Chuck stood still for a long time, then joined in. The words stumbled out awkwardly, but they were real.
“Sleep, my north wind child,
dream where light can grow—
in hearts made small,
in souls made whole,
let kindness find the snow.”
Nick’s laughter came soft and full of relief. “She taught you that, didn’t she?”
Chuck nodded. “Every solstice. She always said even broken things should learn to sing.”
The sleigh trembled, its rails shedding frost. The reindeer stamped once, twice, their harnesses chiming faintly.
Dax’s humming deepened, and something in the room shifted—as if the very air remembered what it meant to believe.
I stared, ink running from the tip of my quill. “They’re syncing to emotional resonance,” I breathed. “This is…this is scientifically impossible!”
“Or,” Dax said between verses, “it’s just faith doing what it’s supposed to.”
The sleigh lifted an inch off the ground.
The floorboards groaned under the sudden relief, dust falling from the rafters in soft flurries. The glow from the reindeer reflected off the walls, scattering gold across the room.
Chuck’s voice wavered on the final line, but it didn’t matter…the melody had already taken hold.
Nick smiled, his face illuminated in the aurora’s spill of color. “Looks like she still believes in you.”
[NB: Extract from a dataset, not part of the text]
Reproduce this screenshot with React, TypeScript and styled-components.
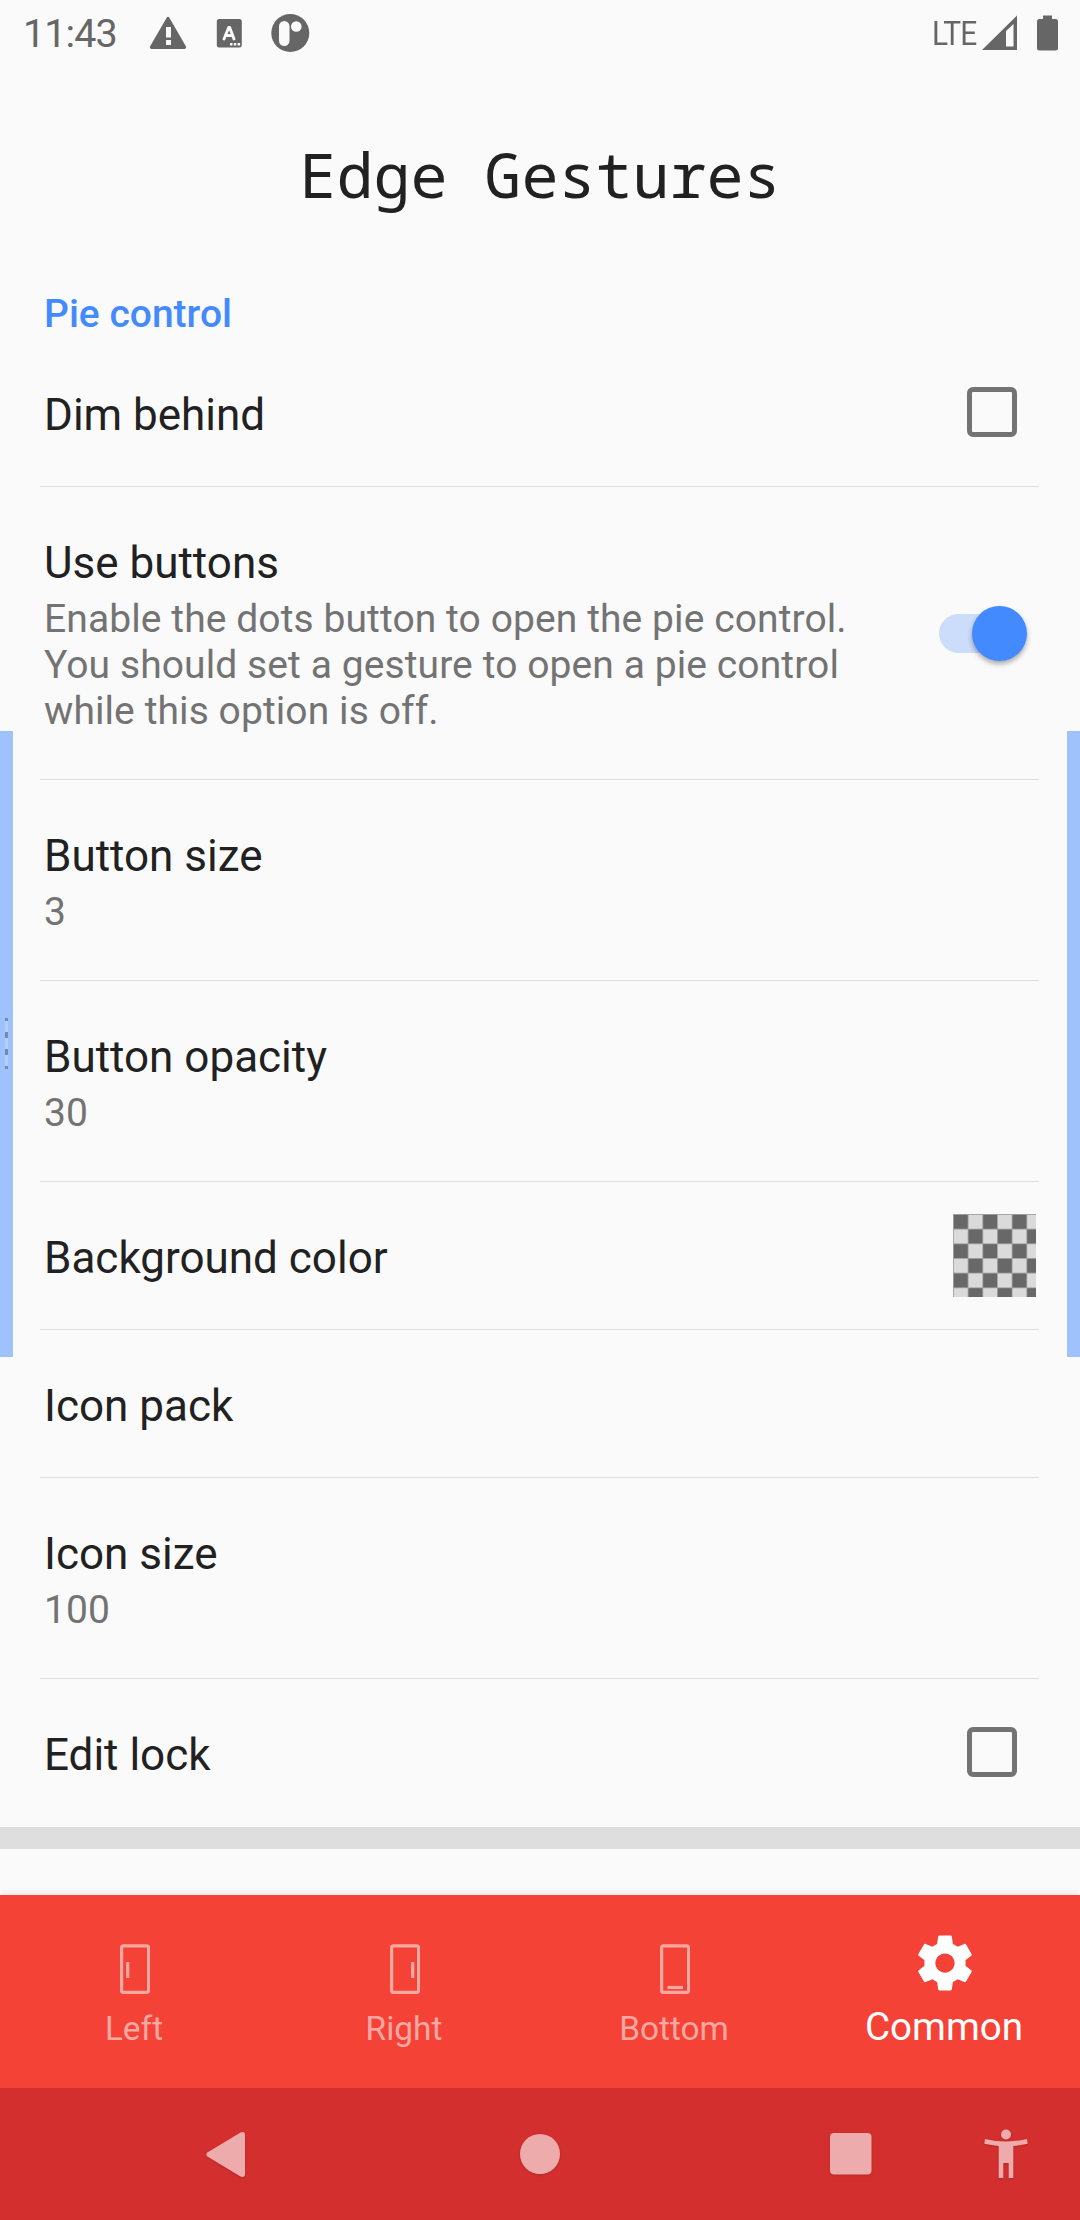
import React from "react";
import styled, { createGlobalStyle } from "styled-components";

const GlobalStyle = createGlobalStyle`
  * { box-sizing: border-box; }
  body { margin: 0; background: #fafafa; }
`;

const Screen = styled.div`
  position: relative;
  display: flex;
  flex-direction: column;
  width: 1080px;
  height: 2220px;
  overflow: hidden;
  background: #fafafa;
  color: #212121;
  font-family: Roboto, sans-serif;
`;

const StatusBar = styled.header`
  display: flex;
  align-items: center;
  flex: none;
  height: 66px;
  padding: 0 20px 0 23px;
  color: #666;
`;

const Clock = styled.span`
  width: 97px;
  margin-right: 27px;
  padding-top: 2px;
  font-size: 39.5px;
  line-height: 66px;
  letter-spacing: -0.9px;
`;

const Notices = styled.div`
  display: flex;
  align-items: center;
  flex: 1;
`;

const Network = styled.span`
  margin-right: 6px;
  font-size: 34px;
  line-height: 66px;
  letter-spacing: -1px;
  transform: scaleX(0.88);
  transform-origin: right center;
`;

const Title = styled.h1`
  flex: none;
  margin: 0;
  height: 217px;
  text-align: center;
  font: 400 61.7px/217px "Noto Sans Mono", "DejaVu Sans Mono", monospace;
`;

const SectionTitle = styled.h2`
  flex: none;
  margin: 0;
  height: 56px;
  padding: 8px 44px 0;
  font-size: 39px;
  line-height: 46px;
  font-weight: 500;
  color: #448aff;
`;

const List = styled.main`
  display: flex;
  flex-direction: column;
`;

const Row = styled.section<{ $last?: boolean }>`
  display: flex;
  align-items: center;
  justify-content: space-between;
  margin: 0 41px 0 40px;
  padding-left: 4px;
  border-bottom: 1px solid ${(p) => (p.$last ? "transparent" : "#dedede")};
`;

const RowText = styled.div`
  padding: 50px 0 45px;
`;

const RowTitle = styled.div`
  font-size: 44px;
  line-height: 52px;
  white-space: nowrap;
`;

const RowSummary = styled.div`
  padding-top: 7px;
  font-size: 39px;
  line-height: 46px;
  letter-spacing: 0.09px;
  color: #737373;
  white-space: pre-line;
`;

const Checkbox = styled.div`
  width: 50px;
  height: 50px;
  margin: 0 22px 1px 0;
  border: 5.5px solid #737373;
  border-radius: 6px;
`;

const SwitchTrack = styled.div`
  display: flex;
  align-items: center;
  justify-content: flex-end;
  width: 76px;
  height: 39px;
  margin: 0 24px 0 0;
  border-radius: 20px;
  background: #cbddfb;
`;

const SwitchThumb = styled.div`
  flex: none;
  width: 55px;
  height: 55px;
  margin-right: -12px;
  border-radius: 50%;
  background: #448aff;
  box-shadow: 0 3px 5px rgba(0, 0, 0, 0.32);
`;

const SwatchArt = styled.svg`
  display: block;
  margin-right: 3px;
`;

const SectionGap = styled.div`
  flex: none;
  height: 22px;
  background: #dedede;
`;

const EdgeZone = styled.div<{ $side: "left" | "right" }>`
  position: absolute;
  top: 731px;
  ${(p) => p.$side}: 0;
  width: 13px;
  height: 626px;
  background: #9fc1fc;
`;

const EdgeHandle = styled.svg`
  position: absolute;
  left: 5px;
  top: 287px;
`;

const TabBar = styled.nav`
  display: grid;
  grid-template-columns: repeat(4, 1fr);
  flex: none;
  height: 193px;
  margin-top: auto;
  background: #f44336;
  box-shadow: 0 0 8px rgba(0, 0, 0, 0.12);
`;

const Tab = styled.div<{ $active?: boolean }>`
  display: flex;
  flex-direction: column;
  align-items: center;
  padding-top: ${(p) => (p.$active ? 35 : 41)}px;
  color: ${(p) => (p.$active ? "#fff" : "#fba8a2")};
  font-size: ${(p) => (p.$active ? 38.6 : 33.4)}px;
  line-height: 46px;
`;

const TabLabel = styled.span<{ $active?: boolean }>`
  margin-top: ${(p) => (p.$active ? 8 : 4)}px;
  padding-right: 2px;
`;

const TabIcon = styled.svg`
  display: block;
  flex: none;
`;

const SystemBar = styled.footer`
  display: flex;
  align-items: center;
  flex: none;
  height: 132px;
  padding-left: 204px;
  background: #d32f2f;
`;

const NavIcon = styled.svg<{ $gap: number }>`
  flex: none;
  margin-right: ${(p) => p.$gap}px;
  overflow: visible;
  filter: drop-shadow(0 1.5px 1px rgba(0, 0, 0, 0.15));
`;

function Swatch() {
  const pitch = 14.667;
  const cells = [];
  for (let r = 0; r < 6; r++) {
    for (let c = 0; c < 6; c++) {
      cells.push(
        <rect
          key={`${r}-${c}`}
          x={c * pitch + 0.9}
          y={r * pitch + 0.9}
          width={pitch - 0.9}
          height={pitch - 0.9}
          fill={(r + c) % 2 ? "#dadada" : "#686868"}
        />
      );
    }
  }
  return (
    <SwatchArt width="83" height="83" viewBox="0 0 83 83">
      <rect width="83" height="83" fill="#a2a2a2" />
      {cells}
    </SwatchArt>
  );
}

function EdgeIcon({ edge }: { edge: "left" | "right" | "bottom" }) {
  const marks = {
    left: "M7.7 18v16",
    right: "M22.7 18v16",
    bottom: "M7.5 43.5h15.5",
  };
  return (
    <TabIcon width="30" height="66" viewBox="0 -8 30 66" fill="none" stroke="currentColor" strokeWidth="3.2">
      <rect x="1.6" y="1.8" width="27" height="46.6" rx="2" />
      <path d={marks[edge]} />
    </TabIcon>
  );
}

type Item = { title: string; summary?: string; control?: React.ReactNode };

const items: Item[] = [
  { title: "Dim behind", control: <Checkbox /> },
  {
    title: "Use buttons",
    summary:
      "Enable the dots button to open the pie control.\nYou should set a gesture to open a pie control\nwhile this option is off.",
    control: (
      <SwitchTrack>
        <SwitchThumb />
      </SwitchTrack>
    ),
  },
  { title: "Button size", summary: "3" },
  { title: "Button opacity", summary: "30" },
  { title: "Background color", control: <Swatch /> },
  { title: "Icon pack" },
  { title: "Icon size", summary: "100" },
  { title: "Edit lock", control: <Checkbox /> },
];

export default function App() {
  return (
    <Screen>
      <GlobalStyle />
      <StatusBar>
        <Clock>11:43</Clock>
        <Notices>
          <svg width="41" height="66" viewBox="147 0 41 66" fill="currentColor">
            <path
              fillRule="evenodd"
              d="M166.8 17.5q1.2-1.4 2.4 0L186 46.5q.6 2.4-1.4 2.6h-33.2q-2-.2-1.4-2.6zM166 27v10.5h5V27zM166 40v5h5v-5z"
            />
          </svg>
          <svg width="83" height="66" viewBox="188 0 83 66" fill="none">
            <rect x="216.8" y="19" width="25" height="28.5" rx="2.5" fill="#666" />
            <path d="M224 39l4.7-11.5h1L234 39M225.800 35.500h6.600" stroke="#fafafa" strokeWidth="2.9" strokeLinecap="round" strokeLinejoin="round" />
            <path d="M230 43h2.500v2.500H230zM233.800 43h2.500v2.500h-2.500zM237.600 43h2.500v2.500h-2.500z" fill="#fafafa" />
          </svg>
          <svg width="40" height="66" viewBox="271 0 40 66">
            <circle cx="290.3" cy="33" r="19" fill="#666" />
            <rect x="279" y="21" width="10.5" height="25" rx="5.25" fill="#fafafa" />
            <circle cx="296.3" cy="26.5" r="5.3" fill="#fafafa" />
          </svg>
        </Notices>
        <Network>LTE</Network>
        <svg width="35" height="66" viewBox="982 0 35 66" fill="#666">
          <path fillRule="evenodd" d="M982 50L1017 15.500V50zM1006 31v15.500h7.500V24z" />
        </svg>
        <svg width="43" height="66" viewBox="1017 0 43 66" fill="#666">
          <path d="M1043 15.500h9V19h3.500q2.500 0 2.500 2.500V48q0 2.500-2.500 2.500h-16q-2.500 0-2.500-2.500V21.500q0-2.500 2.500-2.500h3.500z" />
        </svg>
      </StatusBar>
      <Title>Edge Gestures</Title>
      <SectionTitle>Pie control</SectionTitle>
      <List>
        {items.map((item, i) => (
          <Row key={item.title} $last={i === items.length - 1}>
            <RowText>
              <RowTitle>{item.title}</RowTitle>
              {item.summary && <RowSummary>{item.summary}</RowSummary>}
            </RowText>
            {item.control}
          </Row>
        ))}
      </List>
      <SectionGap />
      <TabBar>
        <Tab>
          <EdgeIcon edge="left" />
          <TabLabel>Left</TabLabel>
        </Tab>
        <Tab>
          <EdgeIcon edge="right" />
          <TabLabel>Right</TabLabel>
        </Tab>
        <Tab>
          <EdgeIcon edge="bottom" />
          <TabLabel>Bottom</TabLabel>
        </Tab>
        <Tab $active>
          <TabIcon width="66" height="66" viewBox="0 0 24 24" fill="currentColor">
            <path d="M19.43 12.98c.04-.32.07-.64.07-.98s-.03-.66-.07-.98l2.110-1.650c.19-.15.24-.42.12-.64l-2-3.460c-.12-.22-.39-.3-.61-.22l-2.490 1c-.52-.4-1.080-.73-1.690-.98l-.38-2.650C14.460 2.180 14.250 2 14 2h-4c-.25 0-.46.18-.49.42l-.38 2.650c-.61.25-1.170.59-1.690.98l-2.490-1c-.23-.09-.49 0-.61.22l-2 3.460c-.13.22-.07.49.12.64l2.110 1.650c-.04.32-.07.65-.07.98s.03.66.07.98l-2.110 1.650c-.19.15-.24.42-.12.64l2 3.460c.12.22.39.3.61.22l2.490-1c.52.4 1.080.73 1.690.98l.38 2.650c.03.24.24.42.49.42h4c.25 0 .46-.18.49-.42l.38-2.650c.61-.25 1.170-.59 1.690-.98l2.490 1c.23.09.49 0 .61-.22l2-3.460c.12-.22.07-.49-.12-.64l-2.110-1.650zM12 15.500c-1.930 0-3.500-1.570-3.500-3.500s1.570-3.500 3.500-3.500 3.500 1.570 3.500 3.500-1.570 3.500-3.500 3.500z" />
          </TabIcon>
          <TabLabel $active>Common</TabLabel>
        </Tab>
      </TabBar>
      <SystemBar>
        <NavIcon $gap={274} width="42" height="48" viewBox="204 2130 42 48" fill="#edabab">
          <path d="M207.300 2152.500L240.500 2132.500q4.500-1.500 4.500 2.500v39q0 4-4.500 2.500L207.300 2156.500q-2-2 0-4z" />
        </NavIcon>
        <NavIcon $gap={270} width="40" height="40" viewBox="0 0 40 40" fill="#edabab">
          <circle cx="20" cy="20" r="20" />
        </NavIcon>
        <NavIcon $gap={112} width="42" height="42" viewBox="0 0 42 42" fill="#edabab">
          <rect width="41.5" height="41.5" rx="4" />
        </NavIcon>
        <NavIcon $gap={0} width="44" height="50" viewBox="984 2129.5 44 50" fill="#edabab">
          <circle cx="1006" cy="2135" r="5" />
          <path d="M985 2139.500q21 5 42 0l.7 4.800q-7 1.500-14.400 2.200v32h-4.600v-15h-5.400v15h-4.600v-32q-7.400-.7-14.400-2.200z" />
        </NavIcon>
      </SystemBar>
      <EdgeZone $side="left">
        <EdgeHandle width="3" height="51" viewBox="0 0 3 51">
          <rect width="3" height="51" fill="#b5cffc" />
          <path d="M0 0h3v3H0zM0 14h3v6H0zM0 31h3v6H0zM0 48h3v3H0z" fill="#708bb6" />
        </EdgeHandle>
      </EdgeZone>
      <EdgeZone $side="right" />
    </Screen>
  );
}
Chuck didn’t answer. He couldn’t. His throat worked, but only a half-laugh came out. A sound halfway between grief and gratitude.
The sleigh hummed softly, rising another inch.
I tilted my head, watching the impossible turn routine. “Well, gentlemen,” I said, “it seems forgiveness officially flies.”
Chuck wiped at his eyes, laughter bubbling out. “Let’s just hope it can steer, too.”
The reindeer snorted, their breath curling into clouds that shimmered faintly blue. Frost crystals spiraled up from the floor, spinning into the air until the whole chamber looked alive.
Dax slapped the side of the sleigh. “C’mon, old girl. Let’s see if you remember how to dance.”
The sleigh shuddered, eager now…runners sparking with light, reins humming in rhythm with Dax’s fading song.
Nick stepped forward, hand resting briefly on Chuck’s shoulder. “You’ve done enough fixing,” he said softly. “Now go fly something worth saving.”
Chuck nodded, taking the reins. The scarf around his neck fluttered once, its golden threads catching the aurora’s light.
The sleigh rose higher, the glow turning the air molten around us.
For the first time in centuries, the Prime Gate’s stables echoed not with guilt or magic or rules, but with something far rarer.
Joy.
And when it lifted through the broken roof into the open sky, I swear I could hear Gwen’s laughter riding the wind.